It seems that Dirac did not consider the interaction between the positrons, right?
How could he ignore them?
It seems that Dirac did not consider the interaction between the positrons, right?
How could he ignore them?
The Dirac equation is the equation through which the physicists (Dirac, in particular) discovered positrons – the first particles of antimatter – and Dirac got a well-deserved Nobel prize for that breakthrough. According to this theory, positrons are in some way related to electrons with the opposite sign of the energy or moving backwards in time.
More rigorously, there is a precise symmetry between positrons and electrons according to the Dirac equation, the charge conjugation symmetry $C$, that Dirac was very well aware of. Because Dirac knew about the interactions between the electrons and he was the first man who found the symmetry between matter and antimatter (not to mention antimatter itself), we may be sure that he knew about the interactions between the positrons, too.
In particular, the original Dirac equation describes a single electron interacting with the (classical) external electromagnetic field and the same equation also describes a single positron interacting with the external electromagnetic field. The Dirac field used in a quantum field theory describes many electrons and positrons (and other particles) and they interact the way they should.
Maybe the question is about a possible interaction between the positrons in the Dirac sea, the set of fully occupied negative-energy one-electron states of the quantum field. First of all, if we describe the quantized Dirac field in this way, the particles in the Dirac sea should be called electrons, not positrons.

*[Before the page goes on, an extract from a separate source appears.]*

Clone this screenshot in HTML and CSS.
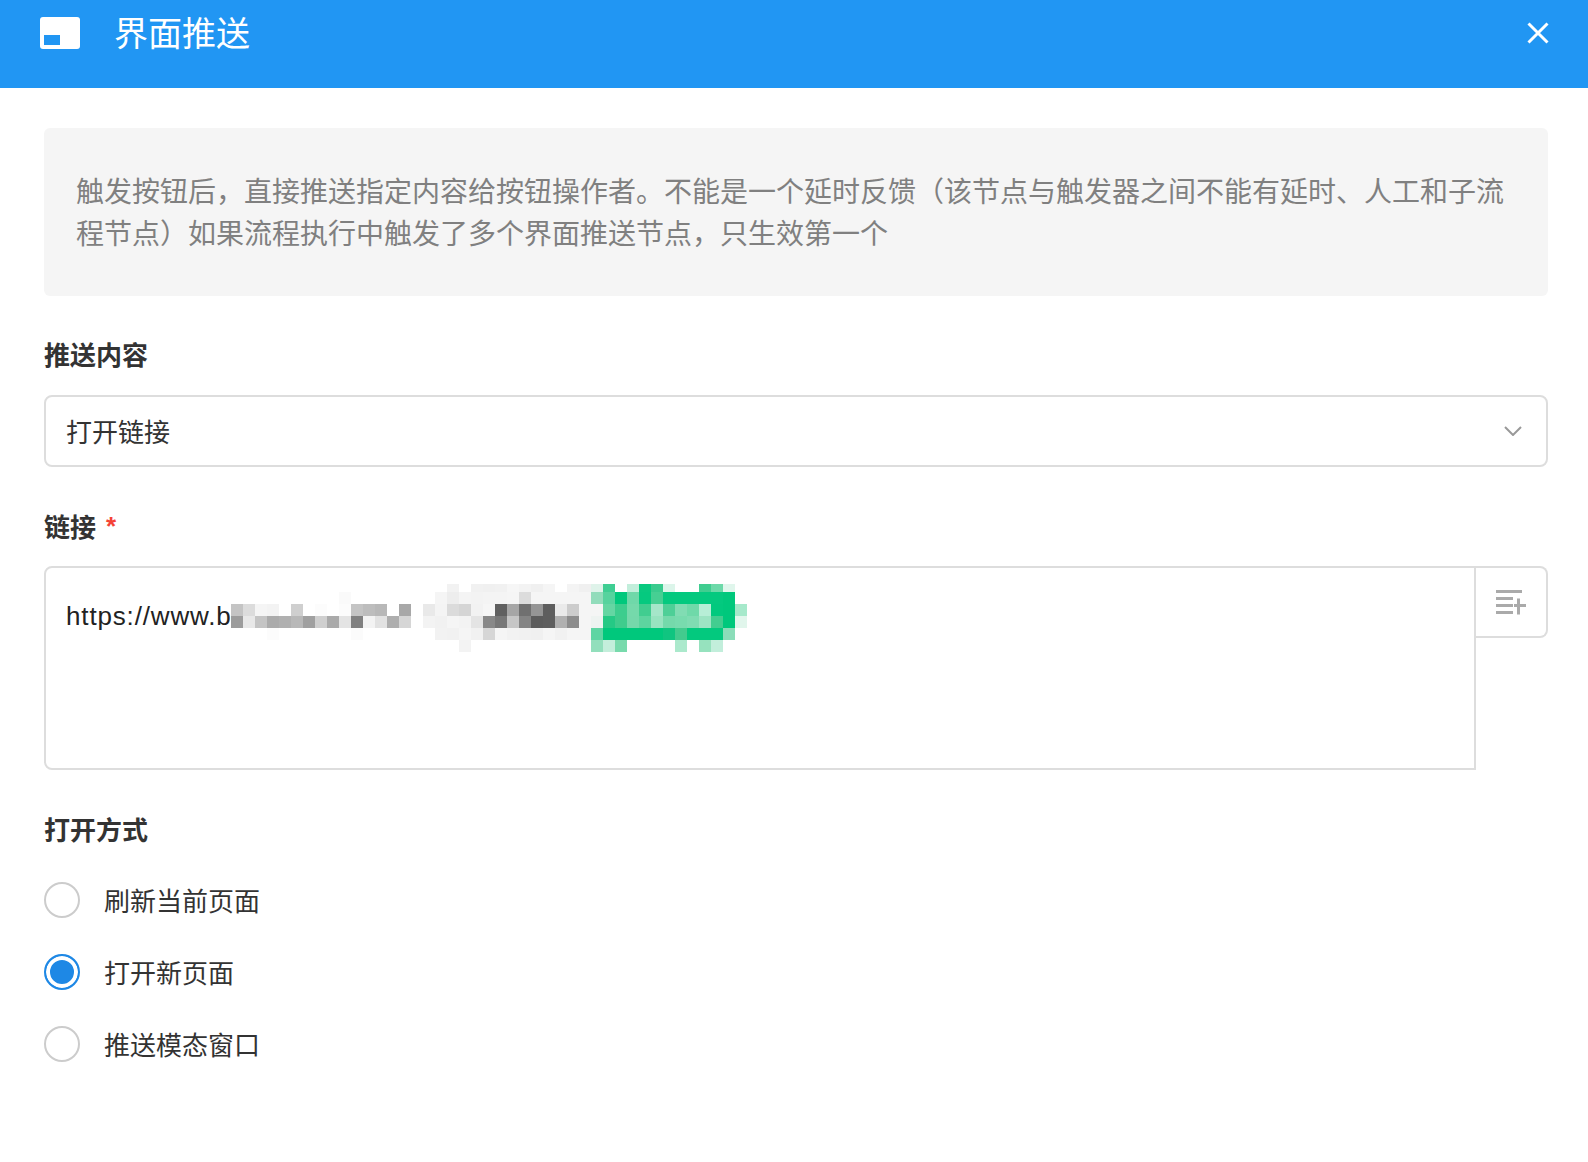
FILE: index.html
```html
<!DOCTYPE html>
<html lang="zh-CN">
<head>
<meta charset="utf-8">
<title>界面推送</title>
<link rel="stylesheet" href="styles.css">
</head>
<body>
<header class="header">
  <svg class="header-icon" width="40" height="32" viewBox="0 0 40 32"><rect width="40" height="32" rx="3" fill="#fff"/><rect x="4" y="18" width="16" height="10" fill="#2196f3"/></svg>
  <h1 class="title">界面推送</h1>
  <svg class="close" width="22" height="22" viewBox="0 0 22 22"><path d="M1.5 1.5l19 19M20.5 1.5l-19 19" stroke="#fff" stroke-width="3" fill="none"/></svg>
</header>
<main class="main">
  <p class="desc">触发按钮后，直接推送指定内容给按钮操作者。不能是一个延时反馈（该节点与触发器之间不能有延时、人工和子流程节点）如果流程执行中触发了多个界面推送节点，只生效第一个</p>
  <div class="label label-first">推送内容</div>
  <div class="select">
    <span class="select-text">打开链接</span>
    <svg width="18" height="10" viewBox="0 0 18 10"><path d="M1 1l8 8 8-8" stroke="#999" stroke-width="2" fill="none"/></svg>
  </div>
  <div class="label label-link">链接<span class="req">*</span></div>
  <div class="link-row">
    <div class="textarea">
      <span class="url">https://www.ba</span>
      <svg class="mosaic" width="516" height="68" viewBox="0 0 516 68" shape-rendering="crispEdges">
        <g class="top">
          <rect x="216" y="0" fill="#f2f2f2"/><rect x="240" y="0" fill="#f1f1f1"/><rect x="252" y="0" fill="#f0f0f0"/><rect x="264" y="0" fill="#f1f1f1"/><rect x="276" y="0" fill="#f6f6f6"/><rect x="288" y="0" fill="#f3f3f3"/><rect x="300" y="0" fill="#f0f0f0"/><rect x="312" y="0" fill="#f5f5f5"/><rect x="336" y="0" fill="#f4f4f4"/><rect x="348" y="0" fill="#f0f0f0"/><rect x="360" y="0" fill="#dff3ea"/><rect x="372" y="0" fill="#3fce93"/><rect x="396" y="0" fill="#c2eedb"/><rect x="408" y="0" fill="#08c97f"/><rect x="420" y="0" fill="#3acb8e"/><rect x="432" y="0" fill="#dcf5ea"/><rect x="468" y="0" fill="#40cd90"/><rect x="480" y="0" fill="#6dd9a9"/><rect x="492" y="0" fill="#e0f6ec"/>
        </g>
        <g class="cell">
          <rect x="108" y="8" fill="#fafafa"/><rect x="204" y="8" fill="#f5f5f5"/><rect x="216" y="8" fill="#ededed"/><rect x="228" y="8" fill="#f4f4f4"/><rect x="240" y="8" fill="#f3f3f3"/><rect x="252" y="8" fill="#f4f4f4"/><rect x="264" y="8" fill="#f4f4f4"/><rect x="276" y="8" fill="#f5f5f5"/><rect x="288" y="8" fill="#dcdcdc"/><rect x="300" y="8" fill="#f5f5f5"/><rect x="312" y="8" fill="#f5f5f5"/><rect x="324" y="8" fill="#f5f5f5"/><rect x="336" y="8" fill="#f5f5f5"/><rect x="348" y="8" fill="#f5f5f5"/><rect x="360" y="8" fill="#92dcbb"/><rect x="372" y="8" fill="#56d39e"/><rect x="384" y="8" fill="#00c87c"/><rect x="396" y="8" fill="#6fd8a9"/><rect x="408" y="8" fill="#05c97f"/><rect x="420" y="8" fill="#46cf93"/><rect x="432" y="8" fill="#04c97f"/><rect x="444" y="8" fill="#04c97f"/><rect x="456" y="8" fill="#04c97f"/><rect x="468" y="8" fill="#04c97f"/><rect x="480" y="8" fill="#04c97f"/><rect x="492" y="8" fill="#00c87c"/>

          <rect x="0" y="20" fill="#c4c4c4"/><rect x="12" y="20" fill="#dcdcdc"/><rect x="24" y="20" fill="#f5f5f5"/><rect x="36" y="20" fill="#f3f3f3"/><rect x="60" y="20" fill="#cfcfcf"/><rect x="84" y="20" fill="#fcfcfc"/><rect x="108" y="20" fill="#fcfcfc"/><rect x="120" y="20" fill="#c4c4c4"/><rect x="132" y="20" fill="#bdbdbd"/><rect x="144" y="20" fill="#b8b8b8"/><rect x="168" y="20" fill="#a8a8a8"/><rect x="192" y="20" fill="#e9e9e9"/><rect x="204" y="20" fill="#f4f4f4"/><rect x="216" y="20" fill="#dbdbdb"/><rect x="228" y="20" fill="#d5d5d5"/><rect x="240" y="20" fill="#f2f2f2"/><rect x="252" y="20" fill="#f6f6f6"/><rect x="264" y="20" fill="#606060"/><rect x="276" y="20" fill="#a6a6a6"/><rect x="288" y="20" fill="#707070"/><rect x="300" y="20" fill="#959595"/><rect x="312" y="20" fill="#5e5e5e"/><rect x="324" y="20" fill="#eaeaea"/><rect x="336" y="20" fill="#cccccc"/><rect x="348" y="20" fill="#f5f5f5"/><rect x="360" y="20" fill="#f5f5f5"/><rect x="372" y="20" fill="#65d6a3"/><rect x="384" y="20" fill="#3dcd8e"/><rect x="396" y="20" fill="#75d9ab"/><rect x="408" y="20" fill="#41cd90"/><rect x="420" y="20" fill="#a5e6c9"/><rect x="432" y="20" fill="#4ecf97"/><rect x="444" y="20" fill="#81dcb3"/><rect x="456" y="20" fill="#6fd9a9"/><rect x="468" y="20" fill="#b7eed6"/><rect x="480" y="20" fill="#02c97e"/><rect x="492" y="20" fill="#00c87c"/><rect x="504" y="20" fill="#a6e9cb"/>

          <rect x="0" y="32" fill="#9c9c9c"/><rect x="12" y="32" fill="#e8e8e8"/><rect x="24" y="32" fill="#c4c4c4"/><rect x="36" y="32" fill="#ababab"/><rect x="48" y="32" fill="#b0b0b0"/><rect x="60" y="32" fill="#b8b8b8"/><rect x="72" y="32" fill="#a0a0a0"/><rect x="84" y="32" fill="#cfcfcf"/><rect x="96" y="32" fill="#aaaaaa"/><rect x="108" y="32" fill="#e4e4e4"/><rect x="120" y="32" fill="#808080"/><rect x="132" y="32" fill="#f3f3f3"/><rect x="144" y="32" fill="#e2e2e2"/><rect x="156" y="32" fill="#aeaeae"/><rect x="168" y="32" fill="#d6d6d6"/><rect x="192" y="32" fill="#f3f3f3"/><rect x="204" y="32" fill="#f1f1f1"/><rect x="216" y="32" fill="#f5f5f5"/><rect x="228" y="32" fill="#f3f3f3"/><rect x="240" y="32" fill="#e4e4e4"/><rect x="252" y="32" fill="#888888"/><rect x="264" y="32" fill="#777777"/><rect x="276" y="32" fill="#c6c6c6"/><rect x="288" y="32" fill="#848484"/><rect x="300" y="32" fill="#5c5c5c"/><rect x="312" y="32" fill="#5e5e5e"/><rect x="324" y="32" fill="#b0b0b0"/><rect x="336" y="32" fill="#8c8c8c"/><rect x="348" y="32" fill="#f5f5f5"/><rect x="360" y="32" fill="#eef3f1"/><rect x="372" y="32" fill="#25c985"/><rect x="384" y="32" fill="#3fcc8d"/><rect x="396" y="32" fill="#75d8ab"/><rect x="408" y="32" fill="#5dd49f"/><rect x="420" y="32" fill="#98e3c0"/><rect x="432" y="32" fill="#75d9ab"/><rect x="444" y="32" fill="#78dbae"/><rect x="456" y="32" fill="#7fdcb2"/><rect x="468" y="32" fill="#9de4c3"/><rect x="480" y="32" fill="#43cd90"/><rect x="492" y="32" fill="#00c87c"/><rect x="504" y="32" fill="#e1f6ec"/>

          <rect x="36" y="44" fill="#fcfcfc"/><rect x="120" y="44" fill="#fbfbfb"/><rect x="204" y="44" fill="#f2f2f2"/><rect x="216" y="44" fill="#f1f1f1"/><rect x="228" y="44" fill="#f5f5f5"/><rect x="240" y="44" fill="#f1f1f1"/><rect x="252" y="44" fill="#d6d6d6"/><rect x="264" y="44" fill="#f5f5f5"/><rect x="276" y="44" fill="#f2f2f2"/><rect x="288" y="44" fill="#f1f1f1"/><rect x="300" y="44" fill="#f0f0f0"/><rect x="312" y="44" fill="#f5f5f5"/><rect x="324" y="44" fill="#f1f1f1"/><rect x="336" y="44" fill="#f5f5f5"/><rect x="348" y="44" fill="#f5f5f5"/><rect x="360" y="44" fill="#5fd5a3"/><rect x="372" y="44" fill="#00c87c"/><rect x="384" y="44" fill="#00c87c"/><rect x="396" y="44" fill="#00c87c"/><rect x="408" y="44" fill="#00c87c"/><rect x="420" y="44" fill="#00c87c"/><rect x="432" y="44" fill="#10c580"/><rect x="444" y="44" fill="#43cb8e"/><rect x="456" y="44" fill="#03c97e"/><rect x="468" y="44" fill="#03c97e"/><rect x="480" y="44" fill="#03c97e"/><rect x="492" y="44" fill="#8bddb9"/>

          <rect x="228" y="56" fill="#f3f3f3"/><rect x="360" y="56" fill="#92dfbc"/><rect x="372" y="56" fill="#c4eedb"/><rect x="384" y="56" fill="#78daac"/><rect x="444" y="56" fill="#abe9cc"/><rect x="468" y="56" fill="#96e2be"/><rect x="480" y="56" fill="#c2eedb"/>
        </g>
      </svg>
    </div>
    <div class="side-btn">
      <svg width="30" height="26" viewBox="0 0 30 26"><path d="M0 2.5h26M0 9.5h17M0 16.5h17M0 23.5h17" stroke="#aaa" stroke-width="3" fill="none"/><path d="M18 16.5h12M22.5 9.5v16" stroke="#aaa" stroke-width="3" fill="none"/></svg>
    </div>
  </div>
  <div class="label label-open">打开方式</div>
  <div class="radios">
    <div class="radio-row"><span class="radio"></span><span class="radio-text">刷新当前页面</span></div>
    <div class="radio-row"><span class="radio radio-on"></span><span class="radio-text">打开新页面</span></div>
    <div class="radio-row"><span class="radio"></span><span class="radio-text">推送模态窗口</span></div>
  </div>
</main>
</body>
</html>
```
FILE: styles.css
```css
* { box-sizing: border-box; }
html, body { margin: 0; padding: 0; }
body {
  width: 1588px;
  height: 1162px;
  overflow: hidden;
  background: #fff;
  color: #333;
  font-family: "Liberation Sans", "Noto Sans CJK SC", sans-serif;
  font-size: 26px;
}
.header {
  height: 88px;
  background: #2196f3;
  display: flex;
  align-items: flex-start;
  padding: 17px 39px 0 40px;
}
.header-icon { flex: none; }
.title {
  margin: -7px 0 0 34px;
  font-size: 34px;
  line-height: 48px;
  font-weight: 400;
  color: #fff;
  flex: 1;
}
.close { margin-top: 5px; flex: none; }
.main { padding: 40px 40px 0 44px; }
.desc {
  margin: 0;
  height: 168px;
  padding: 44px 32px 40px;
  background: #f5f5f5;
  border-radius: 6px;
  color: #808080;
  font-size: 28px;
  line-height: 42px;
}
.label { height: 36px; font-weight: 700; line-height: 36px; color: #333; }
.label-first { margin: 42px 0 21px; }
.label-link { margin: 43px 0 20px; }
.label-open { margin: 43px 0 33px; }
.req { color: #f44336; margin-left: 10px; font-size: 26px; line-height: 0; vertical-align: 2px; font-family: "Liberation Sans", sans-serif; }
.select {
  height: 72px;
  border: 2px solid #ddd;
  border-radius: 8px;
  display: flex;
  align-items: center;
  justify-content: space-between;
  padding: 0 24px 0 20px;
}
.select-text { padding-bottom: 2px; }
.link-row { display: flex; align-items: flex-start; }
.textarea {
  position: relative;
  width: 1432px;
  height: 204px;
  border: 2px solid #ddd;
  border-radius: 8px 0 0 8px;
  padding: 30px 20px;
  line-height: 36px;
  color: #222;
}
.url { font-size: 26px; letter-spacing: 0.85px; }
.mosaic { position: absolute; left: 185px; top: 16px; }
.mosaic .top rect { width: 12px; height: 8px; }
.mosaic .cell rect { width: 12px; height: 12px; }
.side-btn {
  width: 72px;
  height: 72px;
  border: 2px solid #ddd;
  border-left: 0;
  border-radius: 0 8px 8px 0;
  display: flex;
  align-items: center;
  justify-content: flex-start;
  padding-left: 20px;
}
.radios { display: flex; flex-direction: column; gap: 36px; }
.radio-row { display: flex; align-items: center; height: 36px; gap: 24px; color: #333; }
.radio-text { padding-bottom: 2px; }
.radio {
  width: 36px;
  height: 36px;
  flex: none;
  border: 2px solid #ccc;
  border-radius: 50%;
  background: #fff;
}
.radio-on {
  border-color: #1e88e5;
  background: #1e88e5;
  box-shadow: inset 0 0 0 4px #fff;
}
```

Second, these negative-energy electrons could be said to repel each other and contribute a positive electrostatic potential energy from the repulsion. However, the actual charge density of the Dirac sea has to be renormalized to $dQ/dV = 0$. In terms of the Dirac sea, one must modify the formula by adding a "background charge" that exactly cancels the Dirac sea electrons' charge. Because it's the total charge density that enters the formula for the electrostatic potential energy, the latter is zero, too.
So this potential energy is cancelled in the ground state. It actually has to be done e.g. to preserve the electromagnetic $U(1)$ gauge symmetry (which is needed for the consistency of QED or any quantum field theory with a gauge symmetry). Also, the hypothetical repulsion doesn't affect the individual excited electrons or positrons. Because the theory including the Dirac sea is Lorentz-covariant, it follows that in an electron's or positron's rest frame, the total force from all the electrons in the Dirac sea has to be $\vec F=0$.
At most, the contribution from the repulsion could contribute a vector $p^{\prime\mu}$ that is parallel to the original $p^\mu$ of the electron or the positron. This is equivalent to a change of the length of the vector, i.e. a renormalization of the mass. In quantum field theory, such effects are represented by corrections to the electron-positron Dirac propagator. The corrections yield various terms, mostly divergent terms, and by the process of renormalization (that Dirac didn't like but is surely needed for any precision calculations), we may impose the experimentally measured mass of the electron-positron and guarantee that all these possible corrections are inconsequantial.
The correct treatment of these higher-order effects is difficult but it justifies the well-definedness of the Dirac free field theory starting point.